When the producing area is prepared, voltage and current will be generated in conventional manner by burning combustible material. Electrical voltages varying from a few hundred volts to 1000 or more will be applied to the electrode production and injection wells and currents from few hundred to 1000 or more amperes will be flowed between the electrodes. Most of the power will flow through the formation between the electrodes. Since there will be a high current density adjacent the electrode producing wells, the temperature will tend to increase more rapidly near the wells. Simultaneously, while the electric current is being flowed, hot exhaust flue gases from an electric generation system, e.g., methane driven engine, gas turbine systems or any other type of electric generating system producing sufficient hot exhaust flue gas, will be used to heat water to an appropriate temperature designed to produce temperatures of up to 200° F. (preferably 150° to 200° F.) in the formation. The hot water will be injected into the formation at a pressure suitable to confine the electrically heated oil and maintain sufficient pressure to force oil toward the producing wells. This helps eliminate vaporization of formation fluids at the producing wellbore and causes the electrically provided heat to move by convection near the producing wells. The net result is more efficient use of energies produced at the surface.

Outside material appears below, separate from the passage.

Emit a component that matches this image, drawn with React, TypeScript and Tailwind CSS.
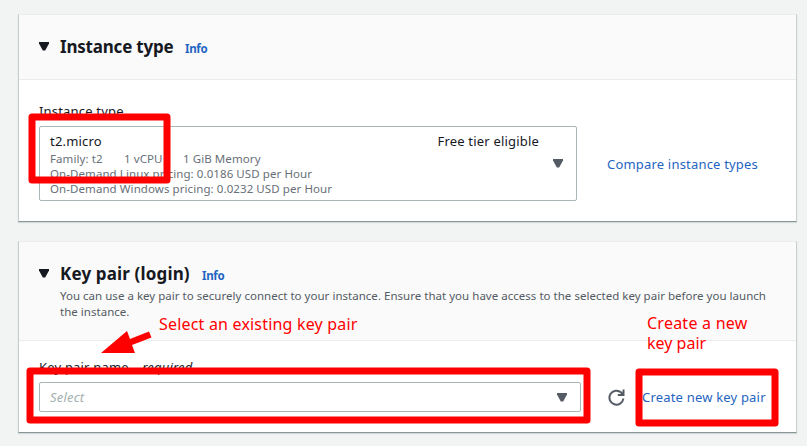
import type { ReactNode } from "react";

function Caret({ className }: { className: string }) {
  return (
    <svg viewBox="0 0 10 9" className={`h-[9px] w-[10px] shrink-0 ${className}`} fill="currentColor">
      <path d="M0 0h10v1.5L6.2 8.5H3.8L0 1.5z" />
    </svg>
  );
}

function Panel({ className, children }: { className: string; children: ReactNode }) {
  return (
    <section
      className={`ml-[18px] w-[779px] border border-t-[#eaeded] border-r-[#c9cecf] border-b-[#879596] border-l-[#c5cccd] bg-white shadow-[0_1px_1px_#d5dbdb] ${className}`}
    >
      {children}
    </section>
  );
}

const link = "text-[#1f65c2]";
const body = "text-[13px] leading-5 tracking-[0.19px]";
const info = "pt-[4px] text-[11.5px] leading-5 font-bold tracking-[-0.3px]";

export default function App() {
  return (
    <main className="relative h-[446px] w-[807px] overflow-hidden bg-[#f2f3f3] pt-[14px] font-['Noto_Sans',sans-serif] text-[#16191f] whitespace-nowrap">
      <Panel className="h-[208px]">
        <header className="flex h-[65px] border-b border-[#eaeded] bg-[#fafafa] pt-5 pl-5">
          <Caret className="mt-[7px]" />
          <h2 className="ml-[11px] w-[125px] text-[17px] leading-6 font-bold tracking-[-0.2px]">Instance type</h2>
          <a className={`${info} ${link}`}>Info</a>
        </header>
        <div className="flex px-5 pt-[21px]">
          <div className="w-[538px]">
            <p className={`h-[25px] ${body}`}>Instance type</p>
            <div className="flex h-[75px] items-center rounded-[2px] border border-[#aab7b8] pr-[13px] pl-[10px]">
              <div className="h-[73px] flex-1 pt-[4px]">
                <div className={`flex h-[20px] justify-between pr-[14px] ${body}`}>
                  <span>t2.micro</span>
                  <span>Free tier eligible</span>
                </div>
                <div className="text-[11.5px] leading-[15px] tracking-[0.08px] text-[#687078]">
                  <p className="flex">
                    <span className="w-[74px]">Family: t2</span>
                    <span className="w-[59px]">1 vCPU</span>
                    <span>1 GiB Memory</span>
                  </p>
                  <p>On-Demand Linux pricing: 0.0186 USD per Hour</p>
                  <p>On-Demand Windows pricing: 0.0232 USD per Hour</p>
                </div>
              </div>
              <Caret className="text-[#545b64]" />
            </div>
          </div>
          <a className={`mt-[53px] ml-[30px] ${body} ${link}`}>Compare instance types</a>
        </div>
      </Panel>

      <Panel className="mt-[19px] h-[192px]">
        <header className="h-[99px] border-b border-[#eaeded] bg-[#fafafa] pt-5 pl-5">
          <div className="flex">
            <Caret className="mt-[7px]" />
            <h2 className="ml-[11px] w-[142px] text-[17px] leading-6 font-bold tracking-[0.15px]">Key pair (login)</h2>
            <a className={`${info} ${link}`}>Info</a>
          </div>
          <p className="mt-[2px] ml-[21px] text-[11.5px] leading-4 tracking-[0.023px] text-[#545b64]">
            You can use a key pair to securely connect to your instance. Ensure that you have access to the selected key pair before you launch
            <br />
            the instance.
          </p>
        </header>
        <div className="flex pt-[16px] pl-5">
          <div className="w-[542px]">
            <p className={`h-[25px] ${body}`}>
              Key pair name <i className="ml-0.5">- required</i>
            </p>
            <div className={`flex h-[30px] items-center justify-between rounded-[2px] border border-[#aab7b8] pr-[13px] pl-[10px] text-[#a3b0b1] italic ${body}`}>
              <span>Select</span>
              <Caret className="text-[#545b64]" />
            </div>
          </div>
          <svg viewBox="0 0 17 17" className="mt-[32px] ml-[27px] size-[17px]" fill="none" stroke="#545b64" strokeWidth="2">
            <path d="M15.4 9.5A7 7 0 1 1 13.2 3.5L15 5.5" />
            <path d="M15.5 0.5v5.5H9.8" />
          </svg>
          <a className={`mt-[30px] ml-[17px] ${body} ${link}`}>Create new key pair</a>
        </div>
      </Panel>

      {/* Tutorial markings drawn over the console */}
      <svg viewBox="0 0 807 446" className="pointer-events-none absolute inset-0 h-[446px] w-[807px]" fill="none" stroke="#f00" strokeWidth="7" strokeLinejoin="round">
        <rect x="32" y="117" width="135" height="63" />
        <rect x="30" y="371" width="557" height="49" />
        <rect x="639" y="372" width="136" height="51" />
        <path d="M101 353l26-22 3 8 19-7.500 2.500 6-19.500 7.500 3 8z" fill="#f00" stroke="none" />
      </svg>
      <p className="absolute top-[314px] left-[159px] text-base leading-5 tracking-[0.19px] text-[#f00]">Select an existing key pair</p>
      <p className="absolute top-[313px] left-[647px] text-base leading-5 tracking-[0.24px] text-[#f00]">
        Create a new
        <br />
        <span className="tracking-normal">key pair</span>
      </p>
    </main>
  );
}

From the foregoing, it can be seen that this disclosure achieves the purposes previously mentioned and that this invention is suitable for use in many prior art systems. Although this invention has been described with a certain degree of particularity, it is understood that the present disclosure has been made only by way of example and that numerous changes in the details of construction and the combination and arrangement of parts may be resorted to without departing from the spirit and the scope of this invention.